Only she can't. Because even here, he finds her. That's how desperately he wants her back. She knows he's no guardian angel, and his dark world isn't exactly heaven, yet she can't stay away . . . especially since he always appears when she least expects it, but exactly when she needs him most.

But if she lets herself fall any further, she may just find herself back in the one place she most fears: the Underworld.

Abandon is the first book in the Abandon series by Meg Cabot. This is a Hades and Persephone story with a twist. For one, neither Hades nor Persephone are in this story. Instead, you have Pierce who has had some close encounters with death, and lived to tell about it. Well... sorta. There's also John, whose life is about death. I expected more of a romance, but we got so much more. The author flawlessly kept the essence of the original myth with all the darkness and foreboding, and she brought it to modern day. I feel like there is so much coming in the next books. I have to get my hands on them! 



Check out my reviews of other books by Meg Cabot!

author
Meg Cabot was born on February 1, 1967, during the Chinese astrological year of the Fire Horse, a notoriously unlucky sign.

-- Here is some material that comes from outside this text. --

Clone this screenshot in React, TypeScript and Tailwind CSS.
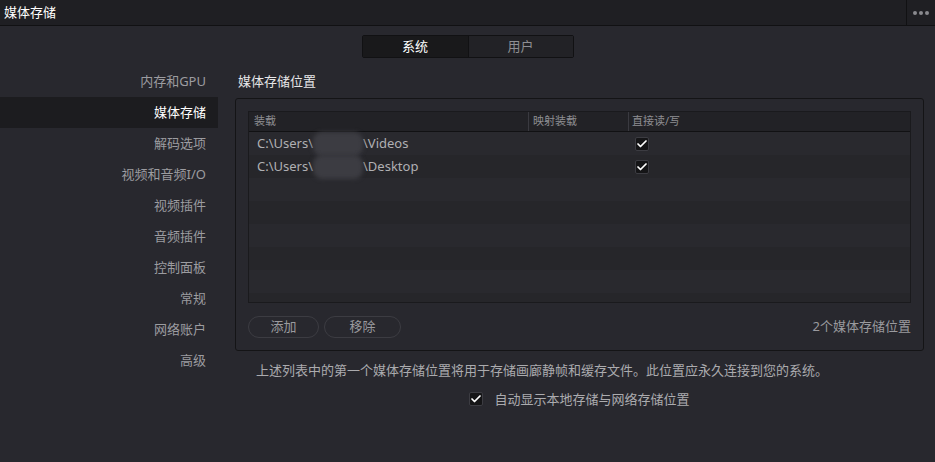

Fortunately she grew up in Bloomington, Indiana, where few people were aware of the stigma of being a fire horse -- at least until Meg became a teenager, when she flunked freshman Algebra twice, then decided to cut her own bangs. After six years as an undergrad at Indiana University, Meg moved to New York City (in the middle of a sanitation worker strike) to pursue a career as an illustrator, at which she failed miserably, forcing her to turn to her favorite hobby--writing novels--for emotional succor. She worked various jobs to pay the rent, including a decade-long stint as the assistant manager of a 700 bed freshmen dormitory at NYU, a position she still occasionally misses.

She is now the author of nearly fifty books for both adults and teens, selling fifteen million copies worldwide, many of which have been #1 New York Times bestsellers, most notably The Princess Diaries series, which is currently being published in over 38 countries, and was made into two hit movies by Disney. In addition, Meg wrote the Mediator and 1-800-Where-R-You? series (on which the television series, Missing, was based), two All-American Girl books, Teen Idol, Avalon High, How to Be Popular, Pants on Fire, Jinx, a series of novels written entirely in email format (Boy Next Door, Boy Meets Girl, and Every Boy's Got One), a mystery series (Size 12 Is Not Fat/ Size 14 Is Not Fat Either/Big Boned), and a chick-lit series called Queen of Babble.

Meg is now writing a new children's series called Allie Finkle's Rules for Girls. Her new paranormal series, Abandon, debuts in Summer of 2011.

Meg currently divides her time between Key West, Indiana, and New York City with a primary cat (one-eyed Henrietta), various back-up cats, and her husband, who doesn't know he married a fire horse. Please don't tell him.